§ DATASET CONTENT
▬▬▬

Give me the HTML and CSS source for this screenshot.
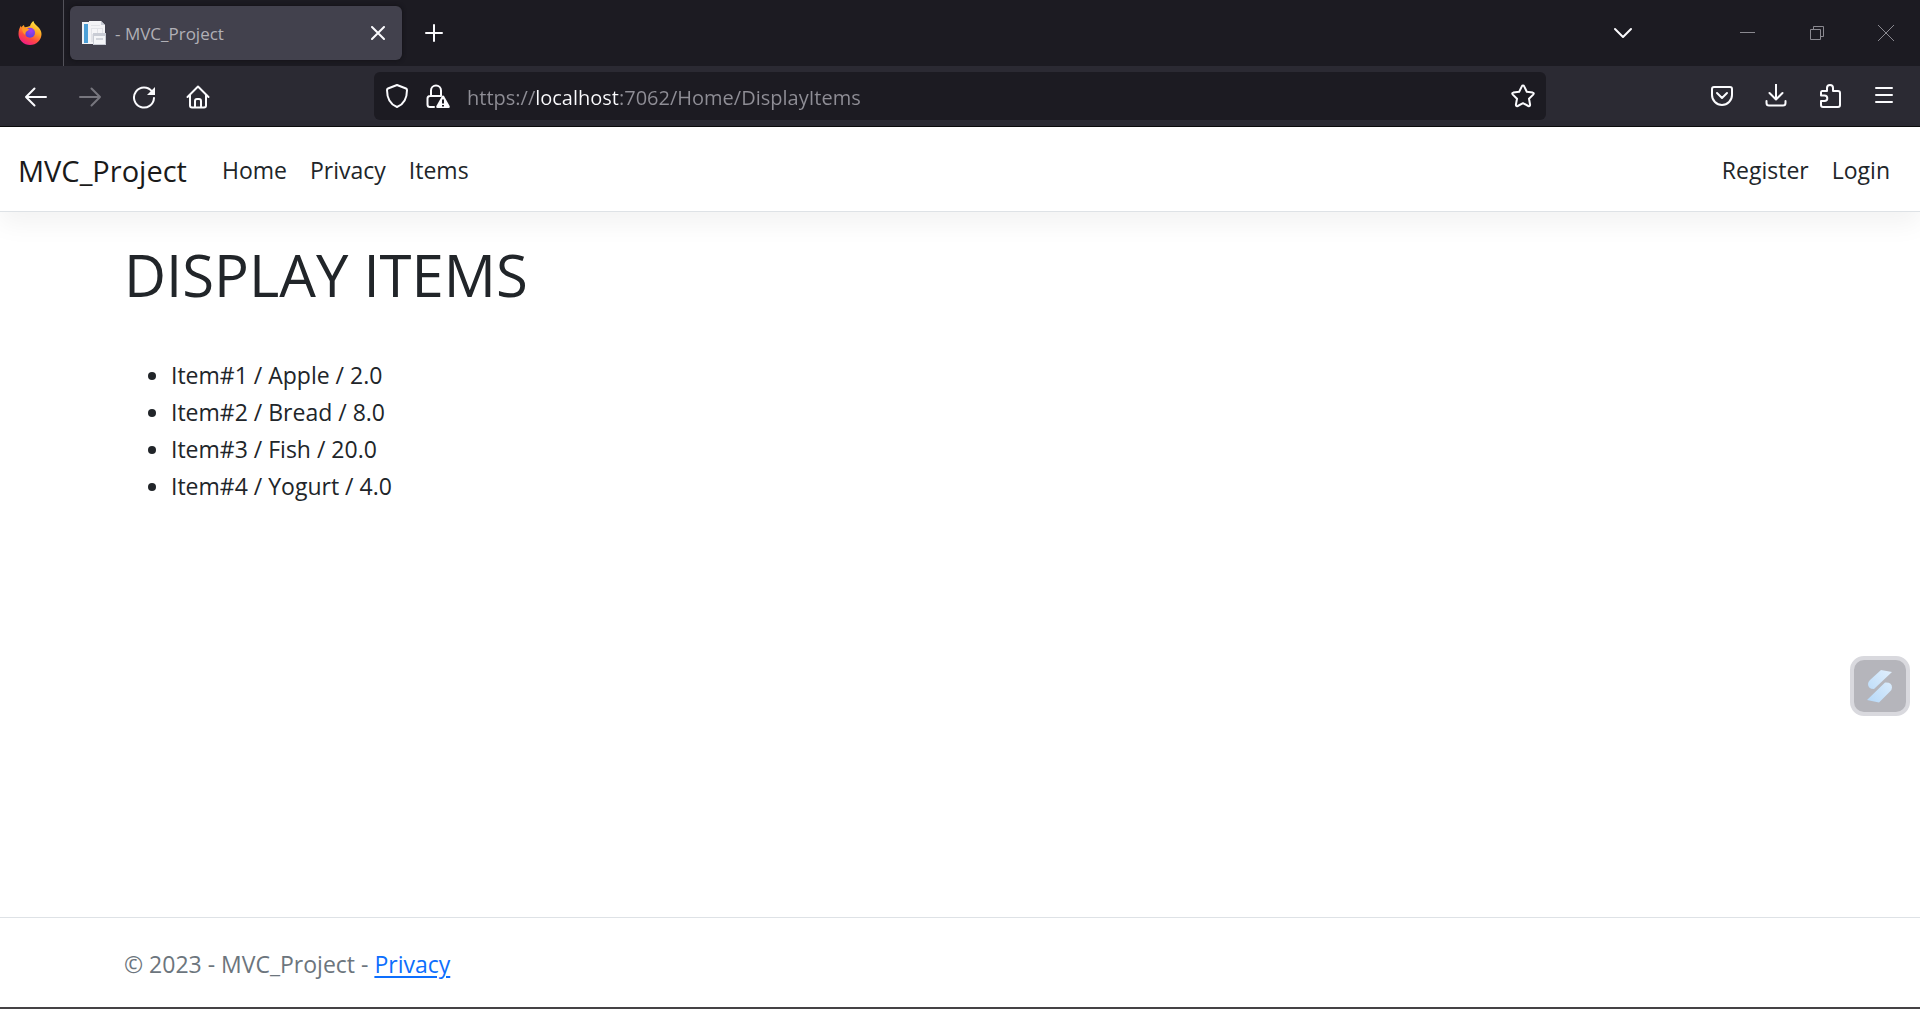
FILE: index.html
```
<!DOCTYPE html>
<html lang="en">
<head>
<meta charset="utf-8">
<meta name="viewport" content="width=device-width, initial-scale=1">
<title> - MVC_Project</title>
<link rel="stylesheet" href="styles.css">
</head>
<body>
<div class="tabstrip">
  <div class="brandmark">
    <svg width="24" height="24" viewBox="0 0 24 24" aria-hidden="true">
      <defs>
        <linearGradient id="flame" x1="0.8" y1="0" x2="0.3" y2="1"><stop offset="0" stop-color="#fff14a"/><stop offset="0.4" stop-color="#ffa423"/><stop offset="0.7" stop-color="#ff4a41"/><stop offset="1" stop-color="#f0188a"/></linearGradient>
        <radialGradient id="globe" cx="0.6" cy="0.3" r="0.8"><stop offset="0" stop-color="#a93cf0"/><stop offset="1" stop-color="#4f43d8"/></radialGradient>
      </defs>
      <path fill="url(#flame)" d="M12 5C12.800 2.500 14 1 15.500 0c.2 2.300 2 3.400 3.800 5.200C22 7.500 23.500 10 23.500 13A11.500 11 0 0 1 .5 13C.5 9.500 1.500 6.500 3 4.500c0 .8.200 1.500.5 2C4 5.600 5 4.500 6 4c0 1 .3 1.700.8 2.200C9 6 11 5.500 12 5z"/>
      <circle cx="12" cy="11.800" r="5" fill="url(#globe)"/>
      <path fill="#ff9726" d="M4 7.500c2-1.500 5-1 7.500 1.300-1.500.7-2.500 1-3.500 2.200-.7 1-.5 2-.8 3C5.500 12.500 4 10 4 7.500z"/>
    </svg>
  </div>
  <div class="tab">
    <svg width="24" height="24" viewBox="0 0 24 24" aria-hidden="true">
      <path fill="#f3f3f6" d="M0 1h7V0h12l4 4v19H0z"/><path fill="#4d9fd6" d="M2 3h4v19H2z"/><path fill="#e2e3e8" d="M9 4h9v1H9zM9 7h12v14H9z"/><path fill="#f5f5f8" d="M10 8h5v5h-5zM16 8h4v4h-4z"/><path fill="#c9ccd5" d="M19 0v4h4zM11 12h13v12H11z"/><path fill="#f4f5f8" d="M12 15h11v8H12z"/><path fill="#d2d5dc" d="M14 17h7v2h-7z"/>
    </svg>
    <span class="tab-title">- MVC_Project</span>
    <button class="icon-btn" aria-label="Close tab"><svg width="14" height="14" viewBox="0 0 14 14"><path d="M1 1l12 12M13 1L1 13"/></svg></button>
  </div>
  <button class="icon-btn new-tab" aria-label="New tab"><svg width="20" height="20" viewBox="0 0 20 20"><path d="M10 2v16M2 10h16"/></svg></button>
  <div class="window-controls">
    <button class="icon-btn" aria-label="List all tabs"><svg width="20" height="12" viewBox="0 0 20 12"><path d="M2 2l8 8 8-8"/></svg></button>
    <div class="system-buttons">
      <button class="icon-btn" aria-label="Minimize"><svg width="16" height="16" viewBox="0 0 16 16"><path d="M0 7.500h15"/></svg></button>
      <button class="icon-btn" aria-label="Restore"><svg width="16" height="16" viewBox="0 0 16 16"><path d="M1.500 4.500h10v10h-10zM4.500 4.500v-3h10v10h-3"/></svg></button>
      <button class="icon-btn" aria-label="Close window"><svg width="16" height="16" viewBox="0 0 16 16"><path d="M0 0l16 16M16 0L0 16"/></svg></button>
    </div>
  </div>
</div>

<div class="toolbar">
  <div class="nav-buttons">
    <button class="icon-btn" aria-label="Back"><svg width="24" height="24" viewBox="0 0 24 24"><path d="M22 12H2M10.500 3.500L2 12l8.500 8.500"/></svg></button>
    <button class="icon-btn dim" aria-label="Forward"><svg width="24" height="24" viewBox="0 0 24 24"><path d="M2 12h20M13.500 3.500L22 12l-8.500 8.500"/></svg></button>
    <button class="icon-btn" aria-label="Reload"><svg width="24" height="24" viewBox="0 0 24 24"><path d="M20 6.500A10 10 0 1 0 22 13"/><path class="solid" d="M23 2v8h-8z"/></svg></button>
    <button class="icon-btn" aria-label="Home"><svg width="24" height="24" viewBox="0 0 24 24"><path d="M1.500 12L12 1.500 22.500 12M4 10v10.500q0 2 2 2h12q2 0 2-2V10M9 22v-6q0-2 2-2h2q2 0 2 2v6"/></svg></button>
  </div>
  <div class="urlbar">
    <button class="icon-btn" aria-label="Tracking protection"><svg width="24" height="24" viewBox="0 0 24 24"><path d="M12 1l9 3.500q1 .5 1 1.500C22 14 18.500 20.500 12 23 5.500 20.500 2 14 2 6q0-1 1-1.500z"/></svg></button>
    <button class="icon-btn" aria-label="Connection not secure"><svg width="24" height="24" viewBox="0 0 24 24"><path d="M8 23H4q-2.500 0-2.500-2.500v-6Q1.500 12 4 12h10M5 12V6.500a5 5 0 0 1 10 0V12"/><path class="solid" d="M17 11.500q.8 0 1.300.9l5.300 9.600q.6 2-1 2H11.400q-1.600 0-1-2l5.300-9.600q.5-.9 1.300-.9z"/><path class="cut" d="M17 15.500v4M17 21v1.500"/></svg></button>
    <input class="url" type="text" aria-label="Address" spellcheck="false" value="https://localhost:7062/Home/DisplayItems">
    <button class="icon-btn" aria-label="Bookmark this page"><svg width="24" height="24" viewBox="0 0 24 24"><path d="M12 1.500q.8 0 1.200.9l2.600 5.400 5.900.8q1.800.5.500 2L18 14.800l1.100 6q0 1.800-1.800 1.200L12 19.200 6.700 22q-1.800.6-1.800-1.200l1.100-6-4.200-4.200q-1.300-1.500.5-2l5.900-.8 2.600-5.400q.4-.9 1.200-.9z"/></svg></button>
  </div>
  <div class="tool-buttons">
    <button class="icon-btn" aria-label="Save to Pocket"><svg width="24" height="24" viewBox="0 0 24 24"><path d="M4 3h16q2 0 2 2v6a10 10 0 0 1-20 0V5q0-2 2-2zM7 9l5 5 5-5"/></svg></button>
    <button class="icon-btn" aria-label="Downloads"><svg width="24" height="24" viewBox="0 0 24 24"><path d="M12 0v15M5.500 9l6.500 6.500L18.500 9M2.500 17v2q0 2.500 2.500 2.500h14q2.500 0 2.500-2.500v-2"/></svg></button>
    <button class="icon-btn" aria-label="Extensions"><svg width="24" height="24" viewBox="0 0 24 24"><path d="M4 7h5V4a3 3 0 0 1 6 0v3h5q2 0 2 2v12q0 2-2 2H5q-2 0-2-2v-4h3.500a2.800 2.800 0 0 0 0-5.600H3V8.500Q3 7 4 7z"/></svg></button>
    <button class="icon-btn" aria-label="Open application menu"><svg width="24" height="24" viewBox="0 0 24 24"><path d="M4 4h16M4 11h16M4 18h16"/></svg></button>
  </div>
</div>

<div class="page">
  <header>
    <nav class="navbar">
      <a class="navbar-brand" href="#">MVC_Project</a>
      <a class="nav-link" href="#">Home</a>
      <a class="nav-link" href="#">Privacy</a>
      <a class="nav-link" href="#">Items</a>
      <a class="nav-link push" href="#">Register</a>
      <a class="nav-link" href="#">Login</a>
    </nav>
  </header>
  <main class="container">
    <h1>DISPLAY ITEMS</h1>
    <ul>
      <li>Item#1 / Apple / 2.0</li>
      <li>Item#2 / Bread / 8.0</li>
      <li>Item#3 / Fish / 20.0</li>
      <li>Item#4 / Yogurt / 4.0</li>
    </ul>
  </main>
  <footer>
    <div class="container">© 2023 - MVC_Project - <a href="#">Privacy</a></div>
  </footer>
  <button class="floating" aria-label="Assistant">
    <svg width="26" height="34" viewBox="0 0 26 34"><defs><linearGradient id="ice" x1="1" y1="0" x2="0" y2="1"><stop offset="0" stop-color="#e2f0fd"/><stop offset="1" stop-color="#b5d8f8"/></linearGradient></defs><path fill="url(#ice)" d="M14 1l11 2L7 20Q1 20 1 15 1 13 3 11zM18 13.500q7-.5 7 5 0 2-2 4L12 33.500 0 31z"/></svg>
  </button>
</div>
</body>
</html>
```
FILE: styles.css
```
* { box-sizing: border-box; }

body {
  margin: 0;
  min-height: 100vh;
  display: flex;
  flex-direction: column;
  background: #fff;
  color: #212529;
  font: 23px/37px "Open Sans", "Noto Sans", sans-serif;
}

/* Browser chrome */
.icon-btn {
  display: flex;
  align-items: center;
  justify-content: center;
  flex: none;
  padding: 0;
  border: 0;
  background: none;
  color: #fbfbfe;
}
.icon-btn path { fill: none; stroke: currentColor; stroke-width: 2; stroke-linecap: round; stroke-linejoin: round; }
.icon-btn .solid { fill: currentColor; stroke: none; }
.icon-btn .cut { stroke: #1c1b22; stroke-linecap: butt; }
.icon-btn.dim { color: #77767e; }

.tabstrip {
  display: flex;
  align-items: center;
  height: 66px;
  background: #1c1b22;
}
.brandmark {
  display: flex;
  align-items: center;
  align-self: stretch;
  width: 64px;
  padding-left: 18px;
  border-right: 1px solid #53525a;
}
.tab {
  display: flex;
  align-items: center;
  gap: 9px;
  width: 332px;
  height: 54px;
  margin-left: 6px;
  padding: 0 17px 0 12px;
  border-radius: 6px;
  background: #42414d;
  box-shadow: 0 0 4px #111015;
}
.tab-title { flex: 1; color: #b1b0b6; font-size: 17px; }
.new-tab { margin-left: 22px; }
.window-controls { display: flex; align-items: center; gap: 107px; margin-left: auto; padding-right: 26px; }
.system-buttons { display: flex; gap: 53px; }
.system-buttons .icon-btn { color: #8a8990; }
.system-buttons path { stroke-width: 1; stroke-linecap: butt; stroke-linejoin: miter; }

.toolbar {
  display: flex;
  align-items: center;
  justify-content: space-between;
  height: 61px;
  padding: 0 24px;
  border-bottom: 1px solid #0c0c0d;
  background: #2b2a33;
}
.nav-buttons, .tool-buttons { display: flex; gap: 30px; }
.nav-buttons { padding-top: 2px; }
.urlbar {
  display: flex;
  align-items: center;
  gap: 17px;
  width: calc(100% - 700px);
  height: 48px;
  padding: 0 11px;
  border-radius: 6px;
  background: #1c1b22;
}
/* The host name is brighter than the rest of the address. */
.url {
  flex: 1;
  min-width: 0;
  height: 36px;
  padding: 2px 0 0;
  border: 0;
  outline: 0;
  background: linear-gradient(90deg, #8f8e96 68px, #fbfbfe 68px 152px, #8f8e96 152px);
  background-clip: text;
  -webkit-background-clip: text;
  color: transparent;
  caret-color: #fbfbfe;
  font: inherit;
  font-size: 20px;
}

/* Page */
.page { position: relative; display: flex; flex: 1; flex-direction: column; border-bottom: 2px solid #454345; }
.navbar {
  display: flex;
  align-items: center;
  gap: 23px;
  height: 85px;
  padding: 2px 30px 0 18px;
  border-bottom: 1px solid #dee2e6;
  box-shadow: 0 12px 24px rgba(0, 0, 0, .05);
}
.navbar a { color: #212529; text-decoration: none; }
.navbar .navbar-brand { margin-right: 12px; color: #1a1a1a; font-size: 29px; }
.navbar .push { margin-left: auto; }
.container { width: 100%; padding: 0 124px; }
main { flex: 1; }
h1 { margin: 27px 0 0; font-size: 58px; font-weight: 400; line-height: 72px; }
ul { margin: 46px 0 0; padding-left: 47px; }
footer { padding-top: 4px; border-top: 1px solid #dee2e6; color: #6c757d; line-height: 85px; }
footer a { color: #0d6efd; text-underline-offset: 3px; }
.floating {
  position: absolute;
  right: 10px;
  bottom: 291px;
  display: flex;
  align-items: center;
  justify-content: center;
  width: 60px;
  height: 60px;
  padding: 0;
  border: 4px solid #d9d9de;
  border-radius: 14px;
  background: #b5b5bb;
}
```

▬▬▬

§ WHAT IS EXPECTED
Search the listing for the string "this". Copy each line where it turns up.

§ WRITTEN RESPONSE
Give me the HTML and CSS source for this screenshot.
    <button class="icon-btn" aria-label="Bookmark this page"><svg width="24" height="24" viewBox="0 0 24 24"><path d="M12 1.500q.8 0 1.200.9l2.600 5.400 5.900.8q1.800.5.500 2L18 14.800l1.100 6q0 1.800-1.800 1.200L12 19.200 6.700 22q-1.800.6-1.800-1.200l1.100-6-4.200-4.200q-1.300-1.500.5-2l5.900-.8 2.600-5.400q.4-.9 1.200-.9z"/></svg></button>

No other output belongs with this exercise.